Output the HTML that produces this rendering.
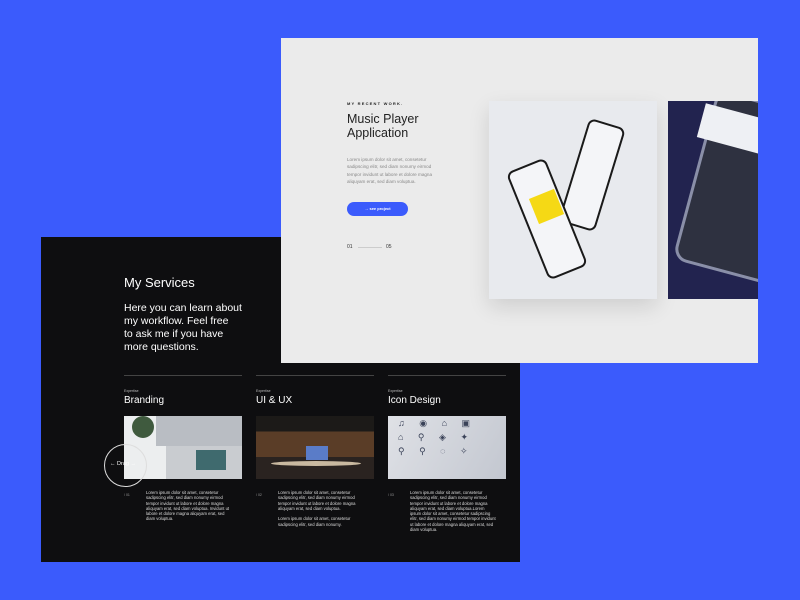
<!DOCTYPE html>
<html><head><style>
body{margin:0;width:800px;height:600px;background:#3b5bfc;position:relative;overflow:hidden;font-family:"Liberation Sans",sans-serif}
.dark{position:absolute;left:41px;top:237px;width:479px;height:325px;background:#0e0e10;color:#fff}
.light{position:absolute;left:281px;top:38px;width:477px;height:325px;background:#ebebeb;overflow:hidden}
.a{position:absolute}
.lbl{font-size:3.5px;color:#bbb}
.h{font-size:10px;color:#fff}
.txt{font-size:4.2px;line-height:5.3px;color:#ddd}
.num{font-size:3.5px;color:#999}
</style></head><body>
<div class="dark">
 <div class="a" style="left:83px;top:38px;font-size:13px">My Services</div>
 <div class="a" style="left:83px;top:65px;white-space:nowrap;font-size:10.5px;line-height:13px">Here you can learn about<br>my workflow. Feel free<br>to ask me if you have<br>more questions.</div>
 <div class="a" style="left:83px;top:138px;width:118px;height:1px;background:#444"></div>
 <div class="a" style="left:215px;top:138px;width:118px;height:1px;background:#444"></div>
 <div class="a" style="left:347px;top:138px;width:118px;height:1px;background:#444"></div>

 <div class="a lbl" style="left:83px;top:152px">Expertise</div>
 <div class="a h" style="left:83px;top:158px">Branding</div>
 <div class="a" style="left:83px;top:179px;width:118px;height:63px;background:linear-gradient(90deg,#e6e8ea 0 35%,#c9ccd0 35% 100%);overflow:hidden">
  <div class="a" style="left:0;top:0;width:42px;height:63px;background:#eceeef"></div>
  <div class="a" style="left:32px;top:0;width:86px;height:30px;background:#b9bdc3"></div>
  <div class="a" style="left:8px;top:0;width:22px;height:22px;border-radius:50%;background:#3f5a3e"></div>
  <div class="a" style="left:72px;top:34px;width:30px;height:20px;background:#3f6a6e"></div>
 </div>
 <div class="a" style="left:63px;top:207px;width:41px;height:41px;border:1px solid #ddd;border-radius:50%"></div>
 <div class="a" style="left:69px;top:224px;font-size:5.5px">← Drag →</div>
 <div class="a num" style="left:83px;top:256px">/ 01</div>
 <div class="a txt" style="left:105px;top:253px;width:86px">Lorem ipsum dolor sit amet, consetetur sadipscing elitr, sed diam nonumy eirmod tempor invidunt ut labore et dolore magna aliquyam erat, sed diam voluptua. Invidunt ut labore et dolore magna aliquyam erat, sed diam voluptua.</div>

 <div class="a lbl" style="left:215px;top:152px">Expertise</div>
 <div class="a h" style="left:215px;top:158px">UI &amp; UX</div>
 <div class="a" style="left:215px;top:179px;width:118px;height:63px;background:linear-gradient(180deg,#1c1a18 0 25%,#5a3d27 25% 65%,#2a2320 65%)">
  <div class="a" style="left:50px;top:30px;width:22px;height:14px;background:#5a7cc8"></div>
  <div class="a" style="left:15px;top:45px;width:90px;height:5px;border-radius:50%;background:#c9b9a0"></div>
 </div>
 <div class="a num" style="left:215px;top:256px">/ 02</div>
 <div class="a txt" style="left:237px;top:253px;width:86px">Lorem ipsum dolor sit amet, consetetur sadipscing elitr, sed diam nonumy eirmod tempor invidunt ut labore et dolore magna aliquyam erat, sed diam voluptua.<br><br>Lorem ipsum dolor sit amet, consetetur sadipscing elitr, sed diam nonumy.</div>

 <div class="a lbl" style="left:347px;top:152px">Expertise</div>
 <div class="a h" style="left:347px;top:158px">Icon Design</div>
 <div class="a" style="left:347px;top:179px;width:118px;height:63px;background:linear-gradient(120deg,#dfe1e6,#c3c7d0);font-size:9px;color:#3a4258;line-height:14px;letter-spacing:6px;padding-left:10px;box-sizing:border-box;overflow:hidden">♫ ◉ ⌂ ▣<br>⌂ ⚲ ◈ ✦<br>⚲ ⚲ ◌ ✧</div>
 <div class="a num" style="left:347px;top:256px">/ 03</div>
 <div class="a txt" style="left:369px;top:253px;width:86px">Lorem ipsum dolor sit amet, consetetur sadipscing elitr, sed diam nonumy eirmod tempor invidunt ut labore et dolore magna aliquyam erat, sed diam voluptua.Lorem ipsum dolor sit amet, consetetur sadipscing elitr, sed diam nonumy eirmod tempor invidunt ut labore et dolore magna aliquyam erat, sed diam voluptua.</div>
</div>

<div class="light">
 <div class="a" style="left:66px;top:63px;font-size:4px;letter-spacing:1.2px;font-weight:bold;color:#222">MY RECENT WORK.</div>
 <div class="a" style="left:66px;top:74px;font-size:12.5px;line-height:14px;color:#222">Music Player<br>Application</div>
 <div class="a" style="left:66px;top:118px;width:90px;font-size:4.6px;line-height:7.3px;color:#888">Lorem ipsum dolor sit amet, consetetur sadipscing elitr, sed diam nonumy eirmod tempor invidunt ut labore et dolore magna aliquyam erat, sed diam voluptua.</div>
 <div class="a" style="left:66px;top:164px;width:61px;height:14px;border-radius:7px;background:#3b5bfc;color:#fff;font-size:4px;line-height:14px;font-weight:bold;text-align:center">→ see project</div>
 <div class="a" style="left:66px;top:206px;font-size:5px;color:#333">01</div>
 <div class="a" style="left:77px;top:209px;width:24px;height:1px;background:#ccc"></div>
 <div class="a" style="left:105px;top:206px;font-size:5px;color:#333">05</div>
 <div class="a" style="left:208px;top:63px;width:168px;height:198px;background:#e8eaee;box-shadow:0 8px 20px rgba(0,0,0,.12);overflow:hidden">
  <div class="a" style="left:84px;top:20px;width:34px;height:104px;border-radius:7px;background:#f4f5f8;border:2px solid #1a1a1a;transform:rotate(17deg)"></div>
  <div class="a" style="left:37px;top:60px;width:38px;height:112px;border-radius:7px;background:#f4f5f8;border:2px solid #1a1a1a;transform:rotate(-22deg)"></div>
  <div class="a" style="left:44px;top:92px;width:27px;height:27px;background:#f5d915;transform:rotate(-22deg)"></div>
 </div>
 <div class="a" style="left:387px;top:63px;width:90px;height:198px;background:#22234f;overflow:hidden">
  <div class="a" style="left:25px;top:0px;width:110px;height:170px;border-radius:14px;background:#2e3140;border:3px solid #8a8fa8;transform:rotate(15deg)"></div>
  <div class="a" style="left:32px;top:12px;width:80px;height:35px;background:#eef0f4;transform:rotate(15deg)"></div>
 </div>
</div>
</body></html>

Short exercise:
Transcribe the whole listing exactly. Pictures are excluded.

Result of this task:
Output the HTML that produces this rendering.
<!DOCTYPE html>
<html><head><style>
body{margin:0;width:800px;height:600px;background:#3b5bfc;position:relative;overflow:hidden;font-family:"Liberation Sans",sans-serif}
.dark{position:absolute;left:41px;top:237px;width:479px;height:325px;background:#0e0e10;color:#fff}
.light{position:absolute;left:281px;top:38px;width:477px;height:325px;background:#ebebeb;overflow:hidden}
.a{position:absolute}
.lbl{font-size:3.5px;color:#bbb}
.h{font-size:10px;color:#fff}
.txt{font-size:4.2px;line-height:5.3px;color:#ddd}
.num{font-size:3.5px;color:#999}
</style></head><body>
<div class="dark">
 <div class="a" style="left:83px;top:38px;font-size:13px">My Services</div>
 <div class="a" style="left:83px;top:65px;white-space:nowrap;font-size:10.5px;line-height:13px">Here you can learn about<br>my workflow. Feel free<br>to ask me if you have<br>more questions.</div>
 <div class="a" style="left:83px;top:138px;width:118px;height:1px;background:#444"></div>
 <div class="a" style="left:215px;top:138px;width:118px;height:1px;background:#444"></div>
 <div class="a" style="left:347px;top:138px;width:118px;height:1px;background:#444"></div>

 <div class="a lbl" style="left:83px;top:152px">Expertise</div>
 <div class="a h" style="left:83px;top:158px">Branding</div>
 <div class="a" style="left:83px;top:179px;width:118px;height:63px;background:linear-gradient(90deg,#e6e8ea 0 35%,#c9ccd0 35% 100%);overflow:hidden">
  <div class="a" style="left:0;top:0;width:42px;height:63px;background:#eceeef"></div>
  <div class="a" style="left:32px;top:0;width:86px;height:30px;background:#b9bdc3"></div>
  <div class="a" style="left:8px;top:0;width:22px;height:22px;border-radius:50%;background:#3f5a3e"></div>
  <div class="a" style="left:72px;top:34px;width:30px;height:20px;background:#3f6a6e"></div>
 </div>
 <div class="a" style="left:63px;top:207px;width:41px;height:41px;border:1px solid #ddd;border-radius:50%"></div>
 <div class="a" style="left:69px;top:224px;font-size:5.5px">← Drag →</div>
 <div class="a num" style="left:83px;top:256px">/ 01</div>
 <div class="a txt" style="left:105px;top:253px;width:86px">Lorem ipsum dolor sit amet, consetetur sadipscing elitr, sed diam nonumy eirmod tempor invidunt ut labore et dolore magna aliquyam erat, sed diam voluptua. Invidunt ut labore et dolore magna aliquyam erat, sed diam voluptua.</div>

 <div class="a lbl" style="left:215px;top:152px">Expertise</div>
 <div class="a h" style="left:215px;top:158px">UI &amp; UX</div>
 <div class="a" style="left:215px;top:179px;width:118px;height:63px;background:linear-gradient(180deg,#1c1a18 0 25%,#5a3d27 25% 65%,#2a2320 65%)">
  <div class="a" style="left:50px;top:30px;width:22px;height:14px;background:#5a7cc8"></div>
  <div class="a" style="left:15px;top:45px;width:90px;height:5px;border-radius:50%;background:#c9b9a0"></div>
 </div>
 <div class="a num" style="left:215px;top:256px">/ 02</div>
 <div class="a txt" style="left:237px;top:253px;width:86px">Lorem ipsum dolor sit amet, consetetur sadipscing elitr, sed diam nonumy eirmod tempor invidunt ut labore et dolore magna aliquyam erat, sed diam voluptua.<br><br>Lorem ipsum dolor sit amet, consetetur sadipscing elitr, sed diam nonumy.</div>

 <div class="a lbl" style="left:347px;top:152px">Expertise</div>
 <div class="a h" style="left:347px;top:158px">Icon Design</div>
 <div class="a" style="left:347px;top:179px;width:118px;height:63px;background:linear-gradient(120deg,#dfe1e6,#c3c7d0);font-size:9px;color:#3a4258;line-height:14px;letter-spacing:6px;padding-left:10px;box-sizing:border-box;overflow:hidden">♫ ◉ ⌂ ▣<br>⌂ ⚲ ◈ ✦<br>⚲ ⚲ ◌ ✧</div>
 <div class="a num" style="left:347px;top:256px">/ 03</div>
 <div class="a txt" style="left:369px;top:253px;width:86px">Lorem ipsum dolor sit amet, consetetur sadipscing elitr, sed diam nonumy eirmod tempor invidunt ut labore et dolore magna aliquyam erat, sed diam voluptua.Lorem ipsum dolor sit amet, consetetur sadipscing elitr, sed diam nonumy eirmod tempor invidunt ut labore et dolore magna aliquyam erat, sed diam voluptua.</div>
</div>

<div class="light">
 <div class="a" style="left:66px;top:63px;font-size:4px;letter-spacing:1.2px;font-weight:bold;color:#222">MY RECENT WORK.</div>
 <div class="a" style="left:66px;top:74px;font-size:12.5px;line-height:14px;color:#222">Music Player<br>Application</div>
 <div class="a" style="left:66px;top:118px;width:90px;font-size:4.6px;line-height:7.3px;color:#888">Lorem ipsum dolor sit amet, consetetur sadipscing elitr, sed diam nonumy eirmod tempor invidunt ut labore et dolore magna aliquyam erat, sed diam voluptua.</div>
 <div class="a" style="left:66px;top:164px;width:61px;height:14px;border-radius:7px;background:#3b5bfc;color:#fff;font-size:4px;line-height:14px;font-weight:bold;text-align:center">→ see project</div>
 <div class="a" style="left:66px;top:206px;font-size:5px;color:#333">01</div>
 <div class="a" style="left:77px;top:209px;width:24px;height:1px;background:#ccc"></div>
 <div class="a" style="left:105px;top:206px;font-size:5px;color:#333">05</div>
 <div class="a" style="left:208px;top:63px;width:168px;height:198px;background:#e8eaee;box-shadow:0 8px 20px rgba(0,0,0,.12);overflow:hidden">
  <div class="a" style="left:84px;top:20px;width:34px;height:104px;border-radius:7px;background:#f4f5f8;border:2px solid #1a1a1a;transform:rotate(17deg)"></div>
  <div class="a" style="left:37px;top:60px;width:38px;height:112px;border-radius:7px;background:#f4f5f8;border:2px solid #1a1a1a;transform:rotate(-22deg)"></div>
  <div class="a" style="left:44px;top:92px;width:27px;height:27px;background:#f5d915;transform:rotate(-22deg)"></div>
 </div>
 <div class="a" style="left:387px;top:63px;width:90px;height:198px;background:#22234f;overflow:hidden">
  <div class="a" style="left:25px;top:0px;width:110px;height:170px;border-radius:14px;background:#2e3140;border:3px solid #8a8fa8;transform:rotate(15deg)"></div>
  <div class="a" style="left:32px;top:12px;width:80px;height:35px;background:#eef0f4;transform:rotate(15deg)"></div>
 </div>
</div>
</body></html>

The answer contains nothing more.